The BOLERO trial of Afinitor used in patients with advanced hormone-receptive breast cancer, who are resistant to endocrine therapy alone, is one of the few that Mukherjee admits could turn out to be ‘transformative’. Calling up a graph comparing progression-free survival between those on an endocrine inhibitor alone and those additionally given the mTor inhibitor, he puts his finger between the two curves. “It fits the famous ‘Bob Mayer rule’ [named after the eponymous Harvard professor at the Dana-Farber Cancer Institute]: if you can put a finger between the two arms it is real, if not you might as well discard it. We need more of these things that really make a big difference in survival.”
He is also excited about GlaxoSmithKline’s trial combining BRAF therapy with immunological therapy against melanoma. “This is an obvious idea, seeing what will happen if you can combine targeted therapy and micro-environment-directed therapy or immunology-directed therapy. Presumably the immunology-directed therapy will have completely different pathways and be non-redundant with targeted therapies that are autonomous to the cancer cell. This is the kind of stuff that really excites me.”
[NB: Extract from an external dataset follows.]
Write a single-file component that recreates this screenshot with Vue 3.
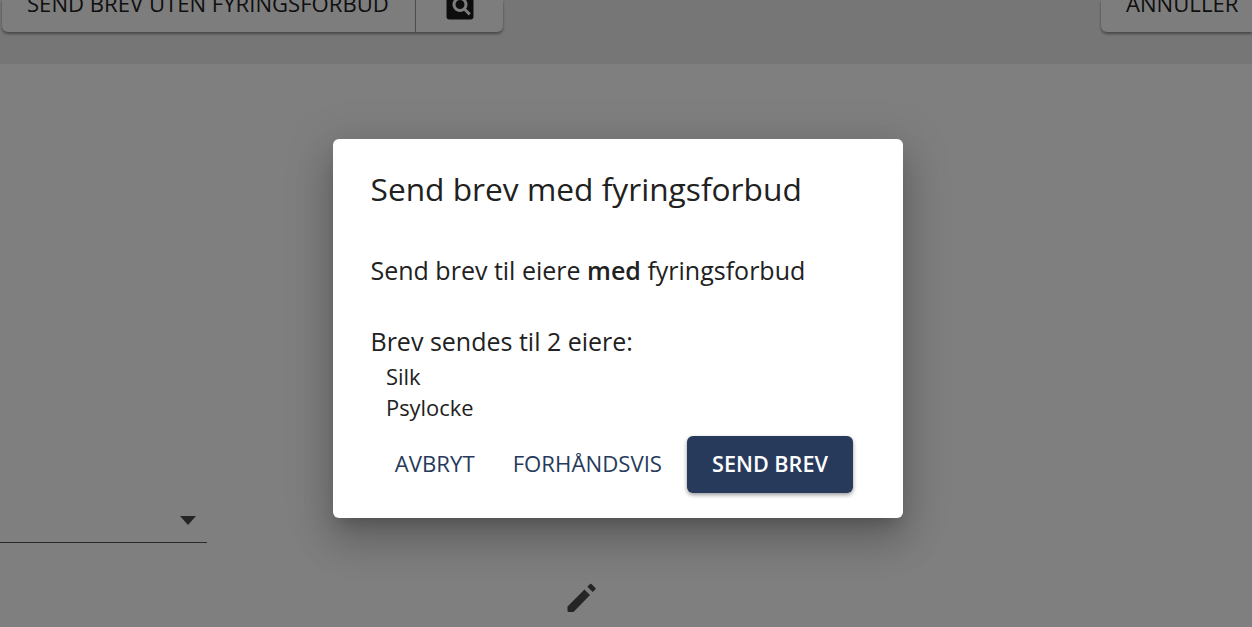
<template>
  <div class="page">
    <div class="toolbar">
      <div class="btn-group">
        <div class="tool-btn main-btn">SEND BREV UTEN FYRINGSFORBUD</div>
        <div class="tool-btn search-btn">
          <!-- pageview -->
          <svg width="36" height="36" viewBox="0 0 24 24">
            <path fill="#1a1a1a" fill-rule="evenodd" d="M5 3h14a2 2 0 0 1 2 2v14a2 2 0 0 1-2 2H5a2 2 0 0 1-2-2V5a2 2 0 0 1 2-2zM12 6a5 5 0 1 0 2.7 9.2l3.1 3.1 1.4-1.4-3.1-3.1A5 5 0 0 0 12 6zM12 8a3 3 0 1 1 0 6 3 3 0 0 1 0-6z"/>
          </svg>
        </div>
      </div>
      <div class="tool-btn cancel-btn">ANNULLER</div>
    </div>

    <div class="content">
      <div class="select-line">
        <span class="arrow"></span>
      </div>
      <svg class="pencil" width="34" height="34" viewBox="0 0 34 34">
        <path fill="#4a4a4a" d="M3.5 25.5 20.5 8.5l5.5 5.5L9.5 31H4.5a1 1 0 0 1-1-1zM23.3 5.7 26 3a1 1 0 0 1 1.4 0l4 4a1 1 0 0 1 0 1.4l-2.7 2.7z"/>
      </svg>
    </div>

    <div class="overlay">
      <div class="dialog">
        <h2 class="title">Send brev med fyringsforbud</h2>
        <p class="lead">Send brev til eiere <strong>med</strong> fyringsforbud</p>
        <p class="count">Brev sendes til {{ owners.length }} eiere:</p>
        <div class="owners">
          <div v-for="owner in owners" :key="owner">{{ owner }}</div>
        </div>
        <div class="actions">
          <button class="text-btn">AVBRYT</button>
          <button class="text-btn">FORHÅNDSVIS</button>
          <button class="send-btn">SEND BREV</button>
        </div>
      </div>
    </div>
  </div>
</template>

<script setup>
const owners = ['Silk', 'Psylocke']
</script>

<style>
html, body {
  margin: 0;
  overflow: hidden;
}
</style>

<style scoped>
.page {
  position: relative;
  width: 1252px;
  height: 627px;
  overflow: hidden;
  background: #fff;
  font-family: "Open Sans", "Noto Sans", sans-serif;
  color: #212121;
}

.toolbar {
  height: 64px;
  box-sizing: border-box;
  background: #ededed;
  display: flex;
  justify-content: space-between;
  padding-left: 2px;
}

.btn-group {
  display: flex;
  height: 32px;
  background: #fafafa;
  border-radius: 0 0 6px 6px;
  box-shadow: 0 2px 3px rgba(0, 0, 0, 0.4);
}

.tool-btn {
  display: flex;
  align-items: flex-end;
  font-size: 22.1px;
  line-height: 30px;
  color: #212121;
  white-space: nowrap;
}

.main-btn {
  width: 414px;
  box-sizing: border-box;
  height: 32px;
  padding: 0 0 14px 25px;
  border-right: 1px solid #999;
}

.search-btn {
  width: 87px;
  height: 32px;
  justify-content: center;
  align-items: flex-end;
  padding-bottom: 8px;
  box-sizing: border-box;
}

.cancel-btn {
  height: 32px;
  width: 151px;
  box-sizing: border-box;
  padding: 0 0 14px 25px;
  background: #fafafa;
  border-radius: 0 0 0 6px;
  box-shadow: 0 2px 3px rgba(0, 0, 0, 0.4);
}

.content {
  position: relative;
  height: 563px;
}

.select-line {
  position: absolute;
  left: 0;
  top: 478px;
  width: 207px;
  height: 1px;
  background: #555;
}

.arrow {
  position: absolute;
  left: 180px;
  top: -26px;
  border-left: 8px solid transparent;
  border-right: 8px solid transparent;
  border-top: 9px solid #4a4a4a;
}

.pencil {
  position: absolute;
  left: 564px;
  top: 517px;
}

.overlay {
  position: absolute;
  inset: 0;
  background: rgba(0, 0, 0, 0.5);
}

.dialog {
  position: absolute;
  left: 333px;
  top: 139px;
  width: 570px;
  height: 379px;
  box-sizing: border-box;
  padding: 31px 38px 0 37.5px;
  background: #fff;
  border-radius: 6px;
  box-shadow: 0 11px 15px -7px rgba(0, 0, 0, 0.2), 0 24px 38px 3px rgba(0, 0, 0, 0.14), 0 9px 46px 8px rgba(0, 0, 0, 0.12);
}

.title {
  margin: 0;
  font-size: 31.7px;
  line-height: 38px;
  font-weight: 400;
}

.lead {
  margin: 46px 0 0;
  font-size: 25px;
  line-height: 32px;
}

.lead strong {
  font-weight: 600;
}

.count {
  margin: 39px 0 0;
  font-size: 25px;
  line-height: 32px;
}

.owners {
  margin: 4px 0 0 15.5px;
  font-size: 21.9px;
  line-height: 31px;
}

.actions {
  display: flex;
  justify-content: flex-end;
  align-items: center;
  margin: 13px 12px 0 0;
}

.text-btn,
.send-btn {
  font-family: inherit;
  font-size: 22.2px;
  border: none;
  height: 57px;
  padding-bottom: 4px;
  border-radius: 6px;
  cursor: pointer;
}

.text-btn {
  background: transparent;
  color: #273a5c;
  padding-left: 13px;
  padding-right: 25px;
}

.send-btn {
  background: #273a5c;
  color: #fff;
  font-size: 21.6px;
  font-weight: 600;
  width: 166px;
  box-shadow: 0 2px 4px rgba(0, 0, 0, 0.4);
}
</style>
Remembering the lessons of his own book, however, Mukherjee is careful not to get too carried away. As he says, the reality is that there are more women who have been cured or benefited from “boring old chemotherapy” for early breast cancer than any targeted therapy for any cancer. “The question is: where are we going? Have we made another mistake? Are we wrong in thinking that the way forward is to target the cancer cell? Maybe five years from now we will conclude that this is not the best way to go. But you cannot go somewhere else without being here now.”
Remembering the lessons of his own book, Mukherjee is careful not to get too carried away
Mukherjee himself seems to accept no limits on his intellectual curiosity. In mid April the New York Times magazine carried a feature piece he wrote on the science and history of treating depression, titled ‘Post-Prozac Nation’, where he applies his detective writing skills to trying to make sense of another journey of scientific discovery that has been marked by great hopes of a magic bullet followed by disappointment, conspiracy theories and distrust.
At the same time, he has taken great care to sustain his hands-on clinical practice, though this has been tricky in the wake of his new-found fame, to the extent that he finds it very hard to keep his clinical and research agenda on track. Overloaded with requests from people wanting second, third, fourth or even fifth referrals, he took a pragmatic decision to remove that pressure. While he takes his turn caring for patients on the ward, he has moved his entire clinical practice to the ‘fellows’ clinic’, which is run for people with no medical insurance and often no proper legal status. “Not because I’m a saint,” he hastens to add, “but because it wipes the slate clean of all the access issues.”
Mukherjee does not encourage discussion of his background or family, though the wide use of literary allusions and the general accessibility of the structure and style of his writing has, rightly or wrongly, been at least partially credited to the influence of his artist wife Sarah Sze, and he clearly revels in intellectual stimulus from almost any direction. He talks of himself as having multiple lives, “or at least dual lives,” centred around patients. “Every time I think about anything that is relevant, for instance trying to understand how we ended up with this hypothesis of depression in 2012, and what the next steps are, I go back to patients. So this life is very important for me. It keeps me alive and it keeps my brain alive in a way I have to protect, otherwise I cannot keep working on other more abstract things.”